▶ _Work instructions_:
Write out each line word for word. Drop pictures.

▶ _Raw data_:
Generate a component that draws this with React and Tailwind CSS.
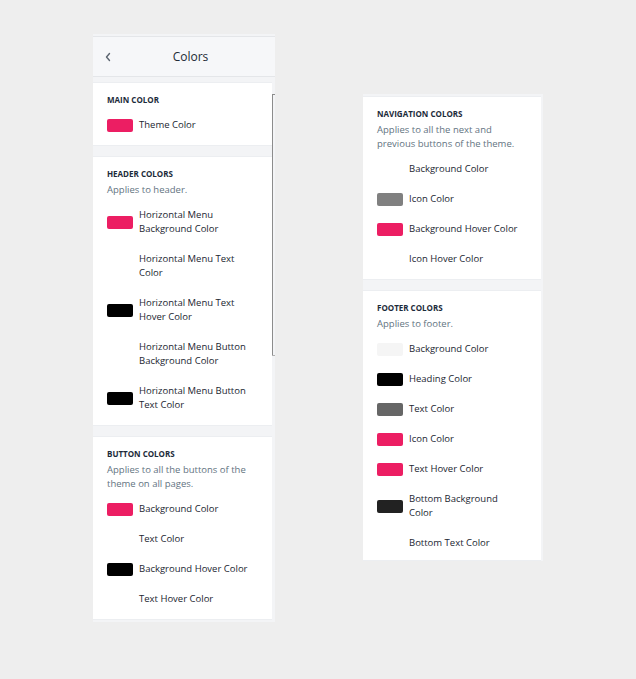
const PINK = '#ec1e63'

const leftSections = [
  {
    title: 'Main Color',
    rows: [{ label: 'Theme Color', color: PINK }],
  },
  {
    title: 'Header Colors',
    desc: 'Applies to header.',
    rows: [
      { label: 'Horizontal Menu Background Color', color: PINK },
      { label: 'Horizontal Menu Text Color', color: '#ffffff' },
      { label: 'Horizontal Menu Text Hover Color', color: '#000000' },
      { label: 'Horizontal Menu Button Background Color', color: '#ffffff' },
      { label: 'Horizontal Menu Button Text Color', color: '#000000' },
    ],
  },
  {
    title: 'Button Colors',
    desc: 'Applies to all the buttons of the theme on all pages.',
    rows: [
      { label: 'Background Color', color: PINK },
      { label: 'Text Color', color: '#ffffff' },
      { label: 'Background Hover Color', color: '#000000' },
      { label: 'Text Hover Color', color: '#ffffff' },
    ],
  },
]

const rightSections = [
  {
    title: 'Navigation Colors',
    desc: 'Applies to all the next and previous buttons of the theme.',
    rows: [
      { label: 'Background Color', color: '#ffffff' },
      { label: 'Icon Color', color: '#808080' },
      { label: 'Background Hover Color', color: PINK },
      { label: 'Icon Hover Color', color: '#ffffff' },
    ],
  },
  {
    title: 'Footer Colors',
    desc: 'Applies to footer.',
    last: true,
    rows: [
      { label: 'Background Color', color: '#f5f5f5' },
      { label: 'Heading Color', color: '#000000' },
      { label: 'Text Color', color: '#666666' },
      { label: 'Icon Color', color: PINK },
      { label: 'Text Hover Color', color: PINK },
      { label: 'Bottom Background Color', color: '#222222' },
      { label: 'Bottom Text Color', color: '#ffffff' },
    ],
  },
]

function ColorRow({ label, color }) {
  return (
    <div className="flex items-center py-[8px]">
      <span
        className="w-[26px] h-[13px] rounded-[2px] shrink-0"
        style={{ backgroundColor: color }}
      />
      <span className="ml-[6px] w-[112px] text-[9.5px] leading-[14px] text-[#1b2631]">
        {label}
      </span>
    </div>
  )
}

function Section({ title, desc, rows, last }) {
  return (
    <section
      className={`bg-white px-[14px] pt-[12px] border-y border-[#eceef1] ${last ? 'pb-[2px]' : 'pb-[5px]'}`}
    >
      <h3 className="text-[8px] leading-[10px] font-bold uppercase text-[#1c2b3a]">{title}</h3>
      {desc && (
        <p className="mt-[4px] w-[150px] text-[9.5px] leading-[14px] text-[#637381]">{desc}</p>
      )}
      <div className={desc ? 'mt-[3px]' : 'mt-[5px]'}>
        {rows.map((r) => (
          <ColorRow key={r.label} {...r} />
        ))}
      </div>
    </section>
  )
}

export default function App() {
  return (
    <div
      className="min-h-[679px] bg-[#eeeeee] flex items-start pl-[93px] pt-[34px]"
      style={{ fontFamily: '"Open Sans", "Liberation Sans", sans-serif' }}
    >
      {/* ── Left panel (scrolling settings sidebar) ── */}
      <div className="relative w-[182px] bg-[#f3f4f6] pt-[2px] pb-[2px] flex flex-col">
        <header className="h-[41px] bg-[#f6f7f9] border-t border-b border-[#e4e6e9] flex items-center">
          <svg
            className="ml-[11px] shrink-0"
            width="8"
            height="10"
            viewBox="0 0 8 10"
            fill="none"
            stroke="#5c6570"
            strokeWidth="1.4"
            strokeLinecap="round"
            strokeLinejoin="round"
          >
            <path d="M5.5 1.5 L2.5 5 L5.5 8.5" />
          </svg>
          <h2 className="flex-1 text-center pr-[6px] text-[12px] text-[#212b36]">Colors</h2>
        </header>
        <div className="pt-[5px] pr-[3px] flex flex-col gap-[10px]">
          {leftSections.map((s) => (
            <Section key={s.title} {...s} />
          ))}
        </div>
        {/* scrollbar */}
        <div className="absolute right-[2px] top-[60px] w-[1px] h-[262px] bg-[#8c8c8c]" />
        <div className="absolute right-[0px] top-[60px] w-[3px] h-[1px] bg-[#8c8c8c]" />
        <div className="absolute right-[0px] top-[321px] w-[3px] h-[1px] bg-[#b0b0b0]" />
      </div>

      {/* ── Right panel ── */}
      <div className="ml-[88px] mt-[60px] w-[180px] bg-[#f3f4f6] pt-[2px] pr-[2px] flex flex-col gap-[10px]">
        {rightSections.map((s) => (
          <Section key={s.title} {...s} />
        ))}
      </div>
    </div>
  )
}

▶ _Full response_:
Generate a component that draws this with React and Tailwind CSS.
const PINK = '#ec1e63'

const leftSections = [
  {
    title: 'Main Color',
    rows: [{ label: 'Theme Color', color: PINK }],
  },
  {
    title: 'Header Colors',
    desc: 'Applies to header.',
    rows: [
      { label: 'Horizontal Menu Background Color', color: PINK },
      { label: 'Horizontal Menu Text Color', color: '#ffffff' },
      { label: 'Horizontal Menu Text Hover Color', color: '#000000' },
      { label: 'Horizontal Menu Button Background Color', color: '#ffffff' },
      { label: 'Horizontal Menu Button Text Color', color: '#000000' },
    ],
  },
  {
    title: 'Button Colors',
    desc: 'Applies to all the buttons of the theme on all pages.',
    rows: [
      { label: 'Background Color', color: PINK },
      { label: 'Text Color', color: '#ffffff' },
      { label: 'Background Hover Color', color: '#000000' },
      { label: 'Text Hover Color', color: '#ffffff' },
    ],
  },
]

const rightSections = [
  {
    title: 'Navigation Colors',
    desc: 'Applies to all the next and previous buttons of the theme.',
    rows: [
      { label: 'Background Color', color: '#ffffff' },
      { label: 'Icon Color', color: '#808080' },
      { label: 'Background Hover Color', color: PINK },
      { label: 'Icon Hover Color', color: '#ffffff' },
    ],
  },
  {
    title: 'Footer Colors',
    desc: 'Applies to footer.',
    last: true,
    rows: [
      { label: 'Background Color', color: '#f5f5f5' },
      { label: 'Heading Color', color: '#000000' },
      { label: 'Text Color', color: '#666666' },
      { label: 'Icon Color', color: PINK },
      { label: 'Text Hover Color', color: PINK },
      { label: 'Bottom Background Color', color: '#222222' },
      { label: 'Bottom Text Color', color: '#ffffff' },
    ],
  },
]

function ColorRow({ label, color }) {
  return (
    <div className="flex items-center py-[8px]">
      <span
        className="w-[26px] h-[13px] rounded-[2px] shrink-0"
        style={{ backgroundColor: color }}
      />
      <span className="ml-[6px] w-[112px] text-[9.5px] leading-[14px] text-[#1b2631]">
        {label}
      </span>
    </div>
  )
}

function Section({ title, desc, rows, last }) {
  return (
    <section
      className={`bg-white px-[14px] pt-[12px] border-y border-[#eceef1] ${last ? 'pb-[2px]' : 'pb-[5px]'}`}
    >
      <h3 className="text-[8px] leading-[10px] font-bold uppercase text-[#1c2b3a]">{title}</h3>
      {desc && (
        <p className="mt-[4px] w-[150px] text-[9.5px] leading-[14px] text-[#637381]">{desc}</p>
      )}
      <div className={desc ? 'mt-[3px]' : 'mt-[5px]'}>
        {rows.map((r) => (
          <ColorRow key={r.label} {...r} />
        ))}
      </div>
    </section>
  )
}

export default function App() {
  return (
    <div
      className="min-h-[679px] bg-[#eeeeee] flex items-start pl-[93px] pt-[34px]"
      style={{ fontFamily: '"Open Sans", "Liberation Sans", sans-serif' }}
    >
      {/* ── Left panel (scrolling settings sidebar) ── */}
      <div className="relative w-[182px] bg-[#f3f4f6] pt-[2px] pb-[2px] flex flex-col">
        <header className="h-[41px] bg-[#f6f7f9] border-t border-b border-[#e4e6e9] flex items-center">
          <svg
            className="ml-[11px] shrink-0"
            width="8"
            height="10"
            viewBox="0 0 8 10"
            fill="none"
            stroke="#5c6570"
            strokeWidth="1.4"
            strokeLinecap="round"
            strokeLinejoin="round"
          >
            <path d="M5.5 1.5 L2.5 5 L5.5 8.5" />
          </svg>
          <h2 className="flex-1 text-center pr-[6px] text-[12px] text-[#212b36]">Colors</h2>
        </header>
        <div className="pt-[5px] pr-[3px] flex flex-col gap-[10px]">
          {leftSections.map((s) => (
            <Section key={s.title} {...s} />
          ))}
        </div>
        {/* scrollbar */}
        <div className="absolute right-[2px] top-[60px] w-[1px] h-[262px] bg-[#8c8c8c]" />
        <div className="absolute right-[0px] top-[60px] w-[3px] h-[1px] bg-[#8c8c8c]" />
        <div className="absolute right-[0px] top-[321px] w-[3px] h-[1px] bg-[#b0b0b0]" />
      </div>

      {/* ── Right panel ── */}
      <div className="ml-[88px] mt-[60px] w-[180px] bg-[#f3f4f6] pt-[2px] pr-[2px] flex flex-col gap-[10px]">
        {rightSections.map((s) => (
          <Section key={s.title} {...s} />
        ))}
      </div>
    </div>
  )
}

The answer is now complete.